[LeetCode]Expressive Words

题目描述:

LeetCode 809. Expressive Words

Sometimes people repeat letters to represent extra feeling, such as "hello" -> "heeellooo", "hi" -> "hiiii".  Here, we have groups, of adjacent letters that are all the same character, and adjacent characters to the group are different.  A group is extended if that group is length 3 or more, so "e" and "o" would be extended in the first example, and "i" would be extended in the second example.  As another example, the groups of "abbcccaaaa" would be "a", "bb", "ccc", and "aaaa"; and "ccc" and "aaaa" are the extended groups of that string.

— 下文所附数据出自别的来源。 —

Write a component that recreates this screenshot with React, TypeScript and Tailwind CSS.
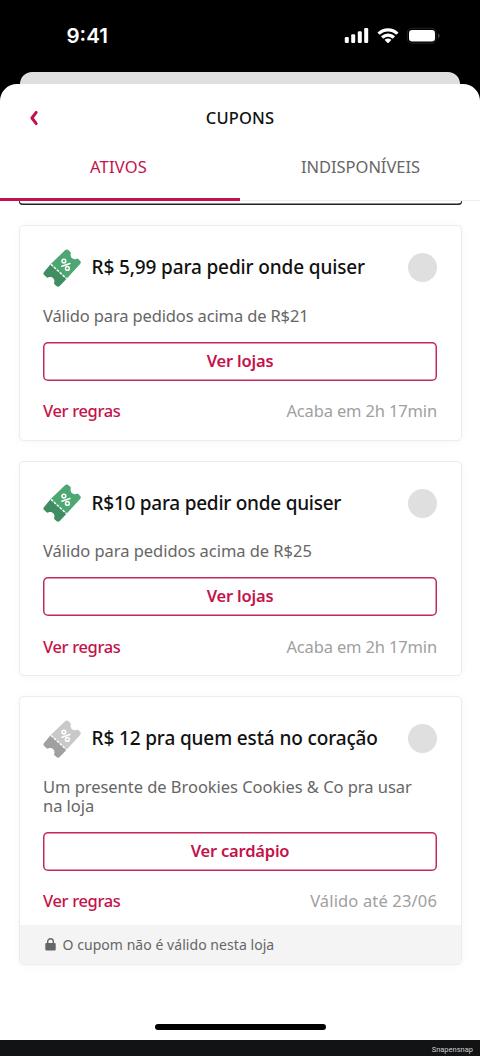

For some given string S, a query word is stretchy if it can be made to be equal to S by extending some groups.  Formally, we are allowed to repeatedly choose a group (as defined above) of characters c, and add some number of the same character c to it so that the length of the group is 3 or more.  Note that we cannot extend a group of size one like "h" to a group of size two like "hh" - all extensions must leave the group extended - ie., at least 3 characters long.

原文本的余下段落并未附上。